The Brock Farm is located in the southern range of the Southern Coastal Plain. The Brocks own approximately 450 acres and rent 500 acres. There are approximately 75 fields ranging in size from 1–100 acres. Most fields are 5–15 acres. The farm stopped animal operations in 2001 and all open land is currently used for field crop production. Usually four crops are grown: peanuts, corn, soybeans and cotton. However, cotton is not planted in some years. The acreage planted to each crop is more or less evenly distributed. When there is a four-crop rotation, approximately 25 percent of the fields are in each crop. When there is a three-crop rotation, approximately one third of the fields are in each crop. Rye is planted each fall on all acreage as a cover crop (Figure 18.3). Brock is experimenting with other cover crops, including crimson clover alone or in a blend with cereal rye or ryegrass, or with both.

Figure 18.3

FIGURE 18.3. Planting corn into a rolled/crimped rye cover crop on the Brock Farm. Photo courtesy Drew Demott, USDA NRCS.

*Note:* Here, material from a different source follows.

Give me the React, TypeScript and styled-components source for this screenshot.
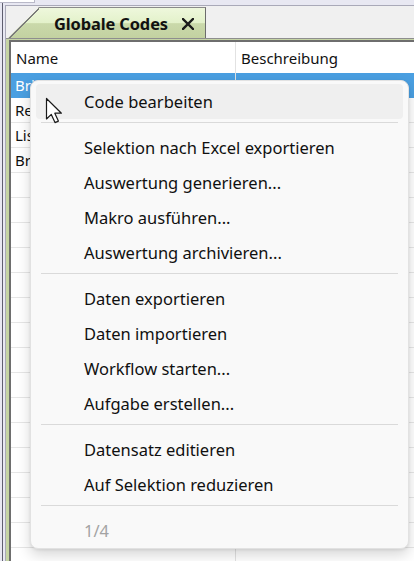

The more common soils are Dothan, Fuguay and Orangeburg, with Pellam and Rains in the low spots. Slopes are typically 0–7 percent. The natural pH is 4.5–5.8, but the pH of cropland on the farm is maintained at 6.5–6.8 through liming. Organic matter ranges from 0.6–0.9 percent on most fields and from 1.5–2 percent on the old pastureland that is now used for crops.

Bottom (moldboard) plowing was abandoned in 1976 for corn, soybeans and cotton but was used for peanut production up to the early 1990s. The transition to strip-till/no-till on the Brock Farm began in 2001. The Brocks sample their soil every third year. During the interview, the Brocks cited literature references they used to plan their no-till and cover crop activities.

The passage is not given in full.